WHAT NEEDS TO BE DONE » Every line below should be copied exactly; drop the pictures.

***** DATA EXTRACT

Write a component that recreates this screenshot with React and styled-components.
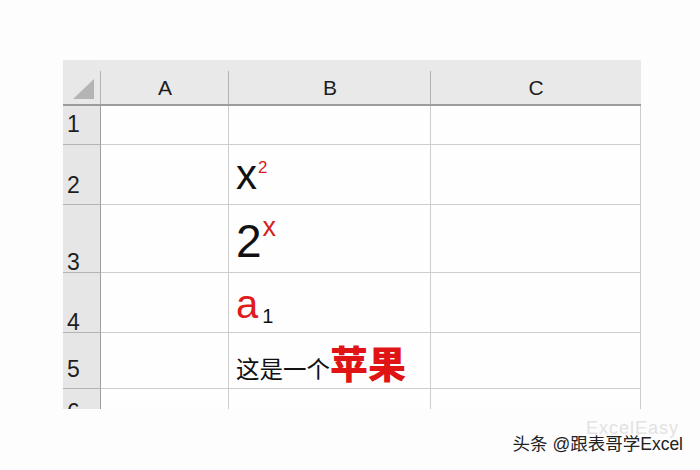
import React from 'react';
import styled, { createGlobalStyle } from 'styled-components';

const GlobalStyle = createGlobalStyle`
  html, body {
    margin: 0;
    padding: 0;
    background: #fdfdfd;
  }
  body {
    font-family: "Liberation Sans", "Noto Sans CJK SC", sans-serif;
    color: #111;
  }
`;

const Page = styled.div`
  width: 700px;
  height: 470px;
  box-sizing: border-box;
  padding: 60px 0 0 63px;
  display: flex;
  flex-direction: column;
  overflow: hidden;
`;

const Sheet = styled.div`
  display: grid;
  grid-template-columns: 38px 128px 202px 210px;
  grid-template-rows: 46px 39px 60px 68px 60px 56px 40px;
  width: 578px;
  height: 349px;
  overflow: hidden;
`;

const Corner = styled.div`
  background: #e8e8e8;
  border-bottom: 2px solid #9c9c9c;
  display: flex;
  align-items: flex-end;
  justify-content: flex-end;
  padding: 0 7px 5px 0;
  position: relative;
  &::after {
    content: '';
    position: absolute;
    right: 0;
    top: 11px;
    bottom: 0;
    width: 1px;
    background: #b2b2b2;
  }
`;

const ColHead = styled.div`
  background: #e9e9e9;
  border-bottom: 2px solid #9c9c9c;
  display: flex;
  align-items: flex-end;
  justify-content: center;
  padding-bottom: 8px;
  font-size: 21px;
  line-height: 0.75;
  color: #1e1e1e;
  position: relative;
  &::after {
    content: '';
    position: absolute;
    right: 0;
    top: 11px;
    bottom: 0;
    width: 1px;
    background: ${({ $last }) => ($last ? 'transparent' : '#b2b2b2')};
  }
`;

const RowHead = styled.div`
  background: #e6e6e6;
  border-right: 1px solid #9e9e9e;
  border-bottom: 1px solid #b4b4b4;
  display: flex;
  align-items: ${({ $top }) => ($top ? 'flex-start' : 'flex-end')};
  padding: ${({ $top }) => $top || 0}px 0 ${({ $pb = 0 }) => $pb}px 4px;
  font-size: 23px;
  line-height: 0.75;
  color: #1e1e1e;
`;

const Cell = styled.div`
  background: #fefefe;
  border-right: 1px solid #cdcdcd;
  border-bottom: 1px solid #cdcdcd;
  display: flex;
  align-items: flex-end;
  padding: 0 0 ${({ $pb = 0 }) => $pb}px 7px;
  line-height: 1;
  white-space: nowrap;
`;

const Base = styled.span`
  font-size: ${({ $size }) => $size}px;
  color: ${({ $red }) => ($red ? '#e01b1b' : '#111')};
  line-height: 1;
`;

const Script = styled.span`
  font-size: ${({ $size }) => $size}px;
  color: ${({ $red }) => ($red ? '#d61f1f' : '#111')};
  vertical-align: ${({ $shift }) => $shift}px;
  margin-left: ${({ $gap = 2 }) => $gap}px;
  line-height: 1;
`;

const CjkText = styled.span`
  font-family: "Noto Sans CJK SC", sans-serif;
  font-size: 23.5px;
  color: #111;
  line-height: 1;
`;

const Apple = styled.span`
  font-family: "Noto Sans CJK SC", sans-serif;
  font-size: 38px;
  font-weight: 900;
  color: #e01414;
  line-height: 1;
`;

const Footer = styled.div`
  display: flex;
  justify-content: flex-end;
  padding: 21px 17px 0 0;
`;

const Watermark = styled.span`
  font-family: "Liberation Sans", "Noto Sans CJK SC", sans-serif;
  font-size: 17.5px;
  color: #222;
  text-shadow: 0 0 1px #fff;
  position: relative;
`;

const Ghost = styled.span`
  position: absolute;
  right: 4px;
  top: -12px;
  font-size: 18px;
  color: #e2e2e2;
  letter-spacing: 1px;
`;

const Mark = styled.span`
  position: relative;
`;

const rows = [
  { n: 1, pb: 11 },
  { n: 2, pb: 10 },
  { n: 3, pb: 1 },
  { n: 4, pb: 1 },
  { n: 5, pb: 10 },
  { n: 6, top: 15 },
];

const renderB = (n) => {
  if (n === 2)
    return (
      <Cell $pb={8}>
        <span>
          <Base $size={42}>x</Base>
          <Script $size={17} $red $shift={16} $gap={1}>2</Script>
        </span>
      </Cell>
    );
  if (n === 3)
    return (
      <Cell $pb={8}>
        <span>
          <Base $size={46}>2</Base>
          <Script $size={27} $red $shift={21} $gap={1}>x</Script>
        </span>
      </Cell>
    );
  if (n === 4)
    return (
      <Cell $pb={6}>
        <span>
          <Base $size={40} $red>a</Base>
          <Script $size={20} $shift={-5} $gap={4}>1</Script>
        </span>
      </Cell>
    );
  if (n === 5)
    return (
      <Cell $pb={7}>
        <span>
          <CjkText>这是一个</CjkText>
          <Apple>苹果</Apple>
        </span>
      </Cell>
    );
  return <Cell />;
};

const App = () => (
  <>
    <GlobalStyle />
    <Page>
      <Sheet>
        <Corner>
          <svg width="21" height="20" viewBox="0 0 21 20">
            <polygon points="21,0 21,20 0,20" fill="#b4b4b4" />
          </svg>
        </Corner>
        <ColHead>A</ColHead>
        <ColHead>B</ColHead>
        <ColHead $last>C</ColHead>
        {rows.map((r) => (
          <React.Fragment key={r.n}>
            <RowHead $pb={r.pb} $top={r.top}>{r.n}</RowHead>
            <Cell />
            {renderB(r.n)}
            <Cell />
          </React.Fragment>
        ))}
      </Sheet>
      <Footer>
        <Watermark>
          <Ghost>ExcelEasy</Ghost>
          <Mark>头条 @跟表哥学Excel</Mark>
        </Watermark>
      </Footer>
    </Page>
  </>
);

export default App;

**********

COMPLETE ANSWER »
Write a component that recreates this screenshot with React and styled-components.
import React from 'react';
import styled, { createGlobalStyle } from 'styled-components';

const GlobalStyle = createGlobalStyle`
  html, body {
    margin: 0;
    padding: 0;
    background: #fdfdfd;
  }
  body {
    font-family: "Liberation Sans", "Noto Sans CJK SC", sans-serif;
    color: #111;
  }
`;

const Page = styled.div`
  width: 700px;
  height: 470px;
  box-sizing: border-box;
  padding: 60px 0 0 63px;
  display: flex;
  flex-direction: column;
  overflow: hidden;
`;

const Sheet = styled.div`
  display: grid;
  grid-template-columns: 38px 128px 202px 210px;
  grid-template-rows: 46px 39px 60px 68px 60px 56px 40px;
  width: 578px;
  height: 349px;
  overflow: hidden;
`;

const Corner = styled.div`
  background: #e8e8e8;
  border-bottom: 2px solid #9c9c9c;
  display: flex;
  align-items: flex-end;
  justify-content: flex-end;
  padding: 0 7px 5px 0;
  position: relative;
  &::after {
    content: '';
    position: absolute;
    right: 0;
    top: 11px;
    bottom: 0;
    width: 1px;
    background: #b2b2b2;
  }
`;

const ColHead = styled.div`
  background: #e9e9e9;
  border-bottom: 2px solid #9c9c9c;
  display: flex;
  align-items: flex-end;
  justify-content: center;
  padding-bottom: 8px;
  font-size: 21px;
  line-height: 0.75;
  color: #1e1e1e;
  position: relative;
  &::after {
    content: '';
    position: absolute;
    right: 0;
    top: 11px;
    bottom: 0;
    width: 1px;
    background: ${({ $last }) => ($last ? 'transparent' : '#b2b2b2')};
  }
`;

const RowHead = styled.div`
  background: #e6e6e6;
  border-right: 1px solid #9e9e9e;
  border-bottom: 1px solid #b4b4b4;
  display: flex;
  align-items: ${({ $top }) => ($top ? 'flex-start' : 'flex-end')};
  padding: ${({ $top }) => $top || 0}px 0 ${({ $pb = 0 }) => $pb}px 4px;
  font-size: 23px;
  line-height: 0.75;
  color: #1e1e1e;
`;

const Cell = styled.div`
  background: #fefefe;
  border-right: 1px solid #cdcdcd;
  border-bottom: 1px solid #cdcdcd;
  display: flex;
  align-items: flex-end;
  padding: 0 0 ${({ $pb = 0 }) => $pb}px 7px;
  line-height: 1;
  white-space: nowrap;
`;

const Base = styled.span`
  font-size: ${({ $size }) => $size}px;
  color: ${({ $red }) => ($red ? '#e01b1b' : '#111')};
  line-height: 1;
`;

const Script = styled.span`
  font-size: ${({ $size }) => $size}px;
  color: ${({ $red }) => ($red ? '#d61f1f' : '#111')};
  vertical-align: ${({ $shift }) => $shift}px;
  margin-left: ${({ $gap = 2 }) => $gap}px;
  line-height: 1;
`;

const CjkText = styled.span`
  font-family: "Noto Sans CJK SC", sans-serif;
  font-size: 23.5px;
  color: #111;
  line-height: 1;
`;

const Apple = styled.span`
  font-family: "Noto Sans CJK SC", sans-serif;
  font-size: 38px;
  font-weight: 900;
  color: #e01414;
  line-height: 1;
`;

const Footer = styled.div`
  display: flex;
  justify-content: flex-end;
  padding: 21px 17px 0 0;
`;

const Watermark = styled.span`
  font-family: "Liberation Sans", "Noto Sans CJK SC", sans-serif;
  font-size: 17.5px;
  color: #222;
  text-shadow: 0 0 1px #fff;
  position: relative;
`;

const Ghost = styled.span`
  position: absolute;
  right: 4px;
  top: -12px;
  font-size: 18px;
  color: #e2e2e2;
  letter-spacing: 1px;
`;

const Mark = styled.span`
  position: relative;
`;

const rows = [
  { n: 1, pb: 11 },
  { n: 2, pb: 10 },
  { n: 3, pb: 1 },
  { n: 4, pb: 1 },
  { n: 5, pb: 10 },
  { n: 6, top: 15 },
];

const renderB = (n) => {
  if (n === 2)
    return (
      <Cell $pb={8}>
        <span>
          <Base $size={42}>x</Base>
          <Script $size={17} $red $shift={16} $gap={1}>2</Script>
        </span>
      </Cell>
    );
  if (n === 3)
    return (
      <Cell $pb={8}>
        <span>
          <Base $size={46}>2</Base>
          <Script $size={27} $red $shift={21} $gap={1}>x</Script>
        </span>
      </Cell>
    );
  if (n === 4)
    return (
      <Cell $pb={6}>
        <span>
          <Base $size={40} $red>a</Base>
          <Script $size={20} $shift={-5} $gap={4}>1</Script>
        </span>
      </Cell>
    );
  if (n === 5)
    return (
      <Cell $pb={7}>
        <span>
          <CjkText>这是一个</CjkText>
          <Apple>苹果</Apple>
        </span>
      </Cell>
    );
  return <Cell />;
};

const App = () => (
  <>
    <GlobalStyle />
    <Page>
      <Sheet>
        <Corner>
          <svg width="21" height="20" viewBox="0 0 21 20">
            <polygon points="21,0 21,20 0,20" fill="#b4b4b4" />
          </svg>
        </Corner>
        <ColHead>A</ColHead>
        <ColHead>B</ColHead>
        <ColHead $last>C</ColHead>
        {rows.map((r) => (
          <React.Fragment key={r.n}>
            <RowHead $pb={r.pb} $top={r.top}>{r.n}</RowHead>
            <Cell />
            {renderB(r.n)}
            <Cell />
          </React.Fragment>
        ))}
      </Sheet>
      <Footer>
        <Watermark>
          <Ghost>ExcelEasy</Ghost>
          <Mark>头条 @跟表哥学Excel</Mark>
        </Watermark>
      </Footer>
    </Page>
  </>
);

export default App;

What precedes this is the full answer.